Dumfries Museum
Dumfries Museum and Camera Obscura, located in Dumfries in Dumfries & Galloway, is the largest museum in the region. The museum has extensive collections relating to local and history from the pre-historic era. The museum also has the world's oldest working camera obscura. Admission is free, though a small fee applies for the camera obscura.
Collections
The museum's collections cover all material relating to the natural history and human pre-history of the region, from geology to dress, folk material, archaeology and early photographs.Notable artefacts include:
- A cast of the skull of Robert the Bruce as well as femur and foot bones.
- A Bronze Age cist burial including the remains of a 35-year-old man from the beaker people.

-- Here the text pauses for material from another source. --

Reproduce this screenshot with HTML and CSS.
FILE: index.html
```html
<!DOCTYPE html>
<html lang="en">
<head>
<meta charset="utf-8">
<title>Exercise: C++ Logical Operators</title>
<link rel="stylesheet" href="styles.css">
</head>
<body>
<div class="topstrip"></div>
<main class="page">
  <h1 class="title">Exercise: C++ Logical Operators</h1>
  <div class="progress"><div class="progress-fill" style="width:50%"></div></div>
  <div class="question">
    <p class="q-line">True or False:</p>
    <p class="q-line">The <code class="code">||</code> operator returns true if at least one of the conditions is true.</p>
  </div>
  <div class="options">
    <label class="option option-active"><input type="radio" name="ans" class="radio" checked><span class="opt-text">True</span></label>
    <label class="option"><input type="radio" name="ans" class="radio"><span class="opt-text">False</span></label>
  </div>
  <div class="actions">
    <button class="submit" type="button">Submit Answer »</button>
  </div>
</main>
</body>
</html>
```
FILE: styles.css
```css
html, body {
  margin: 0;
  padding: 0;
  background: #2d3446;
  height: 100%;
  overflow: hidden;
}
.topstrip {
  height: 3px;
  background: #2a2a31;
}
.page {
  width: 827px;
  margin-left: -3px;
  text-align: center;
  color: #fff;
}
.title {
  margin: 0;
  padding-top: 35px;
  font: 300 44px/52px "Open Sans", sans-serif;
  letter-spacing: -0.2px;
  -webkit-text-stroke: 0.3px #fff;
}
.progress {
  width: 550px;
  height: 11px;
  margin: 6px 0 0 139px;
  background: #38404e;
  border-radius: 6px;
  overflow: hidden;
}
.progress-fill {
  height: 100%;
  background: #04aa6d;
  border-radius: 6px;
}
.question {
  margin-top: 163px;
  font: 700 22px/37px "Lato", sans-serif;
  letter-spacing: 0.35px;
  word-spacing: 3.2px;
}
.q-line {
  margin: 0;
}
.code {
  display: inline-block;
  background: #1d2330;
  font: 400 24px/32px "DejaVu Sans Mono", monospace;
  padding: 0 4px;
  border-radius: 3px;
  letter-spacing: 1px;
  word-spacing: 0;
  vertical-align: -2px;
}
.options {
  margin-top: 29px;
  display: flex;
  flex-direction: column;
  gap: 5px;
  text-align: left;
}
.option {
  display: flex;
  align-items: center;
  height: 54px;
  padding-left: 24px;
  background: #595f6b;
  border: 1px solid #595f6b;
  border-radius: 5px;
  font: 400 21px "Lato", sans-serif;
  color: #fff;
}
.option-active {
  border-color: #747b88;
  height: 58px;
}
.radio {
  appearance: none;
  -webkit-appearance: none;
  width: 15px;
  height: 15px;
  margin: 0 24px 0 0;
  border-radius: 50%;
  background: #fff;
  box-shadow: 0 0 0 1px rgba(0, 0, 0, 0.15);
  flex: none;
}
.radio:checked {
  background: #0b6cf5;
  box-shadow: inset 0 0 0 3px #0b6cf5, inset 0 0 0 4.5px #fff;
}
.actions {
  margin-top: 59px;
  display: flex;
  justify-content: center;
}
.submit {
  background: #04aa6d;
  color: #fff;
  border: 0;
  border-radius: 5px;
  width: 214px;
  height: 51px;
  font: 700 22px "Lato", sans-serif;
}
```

- A large collection of Roman and Celtic stone crosses and funerary monuments.
- A replica of the first bicycle, as designed by Kirkpatrick Macmillan.

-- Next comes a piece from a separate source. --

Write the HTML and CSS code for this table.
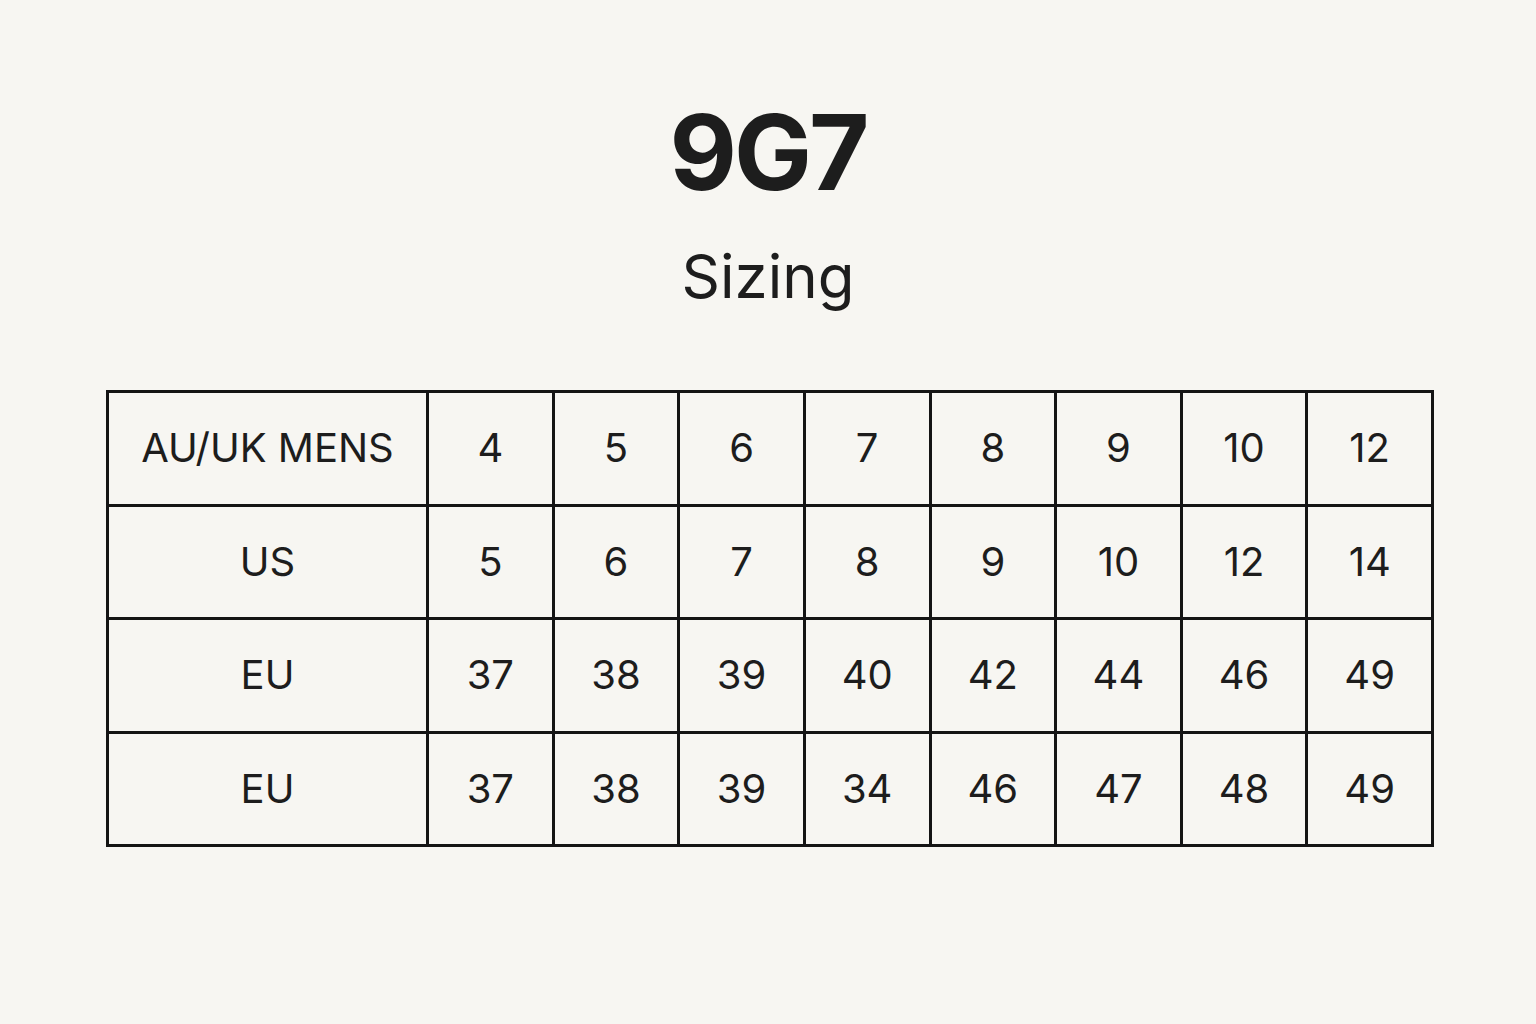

- The photographic archive of Dr Werner Kissling.
- Personal items belonging to Thomas Carlyle
- Fossil reptile tracks from the local Permian sandstone including Corncockle Quarry.
History
Originally built as a four-storey windmill on Corbelly hill, the highest point in Maxwelltown, in 1798, the site was purchased by Dumfries and Maxwellton Astronomical Society in 1834. Over a two-year period the tower was converted into an Observatory, and with advice from polar explorer Sir John Ross, a telescope was purchased from a Mr Morton of Kilmarnock. With its completion in 1836, unfortunately the observatory missed the arrival of Halley's Comet; however, it was used in this role until 1872.The main hall of the museum was built in 1862, and housed the collections of the newly founded Dumfries and Galloway Natural History & Antiquarian Society. In 1981 a major addition of a new gallery, shop, search room and offices for curatorial staff was added. In 2011 the exterior of the windmill tower was refurbished.